Pada wktu itu pemerintah membangun kerja sama dengan pemimpin agama. Amazia
takut kalau ia tidak dipercayai oleh pemerintah karena kehadiran Amos. Oleh
karena itu, ia membuat tuduhan-tuduhan yang tidak benar supaya ia dapat
mengusir Amos.[7]
3.2.2. Pendekatan Aktansial (Actantial
Approach)[8]
Pendekatan aktansial ini dipinjam
dari pendekatan untuk memahami Injil Yohanes. Pendekatan ini bisa juga
diterapkan kepada narasi Amos 7:10-17. Pada umumnya pendekatan ini
mengklasifikasikan tokoh ke dalam 6 fungsi:
1.
Pengutus (sender) : Allah
2.
Penerima (receiver) : Amos
3.
Obyek (object) : Bangsa Israel
4.
Subyek (subject) : Amos
5.
Penolong (helper) : Allah
6.
Musuh (opponenet) : Amazia
4. Plot
Plot (alur cerita) merupakan
interaksi antara tokoh, peristiwa dan latar. Ciri utama suatu plot adalah unsur-unsur
urutan (order), kausalitas, kesatuan dan daya afektif suatu narasi. Plot
beroperasi pada 2 level yakni keseluruhan isi kitab dan unit narasi. Plot
dipergunakan oleh pengarang untuk membawa pembaca pada efek yang diinginkan.
Efek dari Amos, khususnya Amos 7;10-17 adalah mengkritik ketidakadilan yang
terjadi di Kerajaan utara. Untuk mempermudah pembaca dalam memahami narasi Amos
7;10-17, penulis mencoba membaginya ke dalam 2 episode:
4.1. Episode I: Tuduhan
Amazia (10-11)
Dalam episode I ini, Amazia
menyuruh seseorang untuk menghadap raja Yerobeam dengan pesan: “Amos telah
mengadakan persepakatan melawan tuanku di tengah-tengah kaum Israel, negeri ini
tidak dapat lagi menahan perkataannya. Sebab beginilah dikatakan Amos: Yerobeam
akan mati terbunuh oleh pedang dan Israel pasti pergi dari tanahnya sebagai
orang buangan”. Tindakan Amazia kepada Amos bernada politis bukan religius
karena menyangkut keamanan dan ketertiban. Bukti dari tuduhan Amazia terhadap
Amos dilanjutkan dalam ayat 11. Akan tetapi, tuduhan Amazia ini tidak sesuai
dengan apa yang dikatakan oleh Amos sebelumnya (Amos 7:9).
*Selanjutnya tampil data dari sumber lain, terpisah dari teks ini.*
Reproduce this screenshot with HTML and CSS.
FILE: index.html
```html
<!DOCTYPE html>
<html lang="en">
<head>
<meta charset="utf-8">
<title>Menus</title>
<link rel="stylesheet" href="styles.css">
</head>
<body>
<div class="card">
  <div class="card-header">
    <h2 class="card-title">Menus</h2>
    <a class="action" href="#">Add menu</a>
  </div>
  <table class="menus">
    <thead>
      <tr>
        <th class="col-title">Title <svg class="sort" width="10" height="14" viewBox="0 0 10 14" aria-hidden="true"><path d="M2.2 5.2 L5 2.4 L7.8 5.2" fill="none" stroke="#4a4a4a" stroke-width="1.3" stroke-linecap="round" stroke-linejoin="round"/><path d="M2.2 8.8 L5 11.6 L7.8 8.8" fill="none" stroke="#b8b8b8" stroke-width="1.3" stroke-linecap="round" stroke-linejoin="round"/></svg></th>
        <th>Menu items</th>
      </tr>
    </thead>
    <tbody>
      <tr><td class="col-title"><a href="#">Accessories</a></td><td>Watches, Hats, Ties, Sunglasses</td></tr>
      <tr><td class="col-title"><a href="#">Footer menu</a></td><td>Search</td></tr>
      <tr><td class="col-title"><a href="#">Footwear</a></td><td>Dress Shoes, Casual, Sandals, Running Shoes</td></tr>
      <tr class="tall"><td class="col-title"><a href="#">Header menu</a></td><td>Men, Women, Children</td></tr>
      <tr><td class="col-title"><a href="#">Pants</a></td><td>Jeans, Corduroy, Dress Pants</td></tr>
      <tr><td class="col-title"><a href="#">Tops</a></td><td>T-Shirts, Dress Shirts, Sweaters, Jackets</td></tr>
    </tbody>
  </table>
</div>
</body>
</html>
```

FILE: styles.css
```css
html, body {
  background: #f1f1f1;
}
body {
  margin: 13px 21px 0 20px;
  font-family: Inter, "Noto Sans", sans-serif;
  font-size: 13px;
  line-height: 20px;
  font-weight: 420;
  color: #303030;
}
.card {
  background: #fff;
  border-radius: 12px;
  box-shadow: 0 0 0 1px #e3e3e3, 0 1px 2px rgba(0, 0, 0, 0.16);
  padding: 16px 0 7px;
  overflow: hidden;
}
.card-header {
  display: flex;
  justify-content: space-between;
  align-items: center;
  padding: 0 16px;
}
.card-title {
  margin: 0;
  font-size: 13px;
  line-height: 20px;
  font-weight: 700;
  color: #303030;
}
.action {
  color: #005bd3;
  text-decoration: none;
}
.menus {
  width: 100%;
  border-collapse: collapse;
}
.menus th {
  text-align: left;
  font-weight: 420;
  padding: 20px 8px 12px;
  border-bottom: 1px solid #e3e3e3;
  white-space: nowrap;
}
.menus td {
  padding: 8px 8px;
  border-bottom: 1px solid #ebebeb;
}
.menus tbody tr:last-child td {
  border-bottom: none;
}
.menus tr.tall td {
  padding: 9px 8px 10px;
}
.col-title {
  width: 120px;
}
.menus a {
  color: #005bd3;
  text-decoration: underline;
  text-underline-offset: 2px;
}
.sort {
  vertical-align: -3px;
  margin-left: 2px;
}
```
Amos tidak
mengatakan secara personal tetapi lebih kepada komunal yakni keluarga Yerobeam
bukan Yerobeam. Dalam hal ini tuduhan yang dibuat oleh Amazia tidak akurat.[9]
4.2.
Episode II: Percakapan Amazia dengan
Amos
Dalam episode II ini, Amazia
langsung mengusir Amos tanpa menunggu keputusan dari raja. Amazia berkata:
“Enyahlah ke tanah Yehuda! Carilah makananmu di sana”! Amazia menyindir
seolah-olah Amos bernubuat untuk mencari makan sebagaimana yang dilakukan oleh
pelihat-pelihat dalam kerajaan (1Sam 9: 7-9; 2Raj 5:5, 15, 22-27; Mi 3:5). Akan
tetapi dengan tegas Amos membantah bahwa ia bukan nabi melainkan seorang
peternak dan pemungut buah ara hutan.[10]
Kata nabi dalam zaman Amos, pada
umumnya dikaitkan dengan jabatan atau pekerjaan sehari-hari. Mereka biasanya
membuat keajaiban, bisa menenung, meramal dan menasihati (Ul 13:1; 1Raj 22:15).
Biasanya mereka hidup bersama dalam golongan atau persekutuan misalnya di Betel
(2Raj 2:3), di Gilgal (2Raj 4:38), di pegunungan Efraim (2Raj 5:22). Mereka
biasanya hidup dari pemberian dan sedekah atau mendapat bayaran dari
ramalan-ramalan yang mereka lakukan (1Sam 9:6; 2Raj 5:20-23) juga dibayar dari
kas negara (1Raj 18:19). Akan tetapi Amos menegaskan bahwa ia tidak ada
hubungannya dengan nabi-nabi bayaran semacam di atas. Ia tidak pernah hidup dari
bernubuat sebab ia seorang peternak dan petani. Akan tetapi Tuhan mengambil dia
dari pekerjaan menggiring kambing domba untuk bernubuat terhadap umat Israel.[11]
Bagian penutup dari episode II ini
adalah hukuman-hukuman yang akan diterima oleh Amazia dan bangsa Israel. Isteri
Amzia akan menjadi seorang pelacur dan anak-anaknya akan mati terbunuh.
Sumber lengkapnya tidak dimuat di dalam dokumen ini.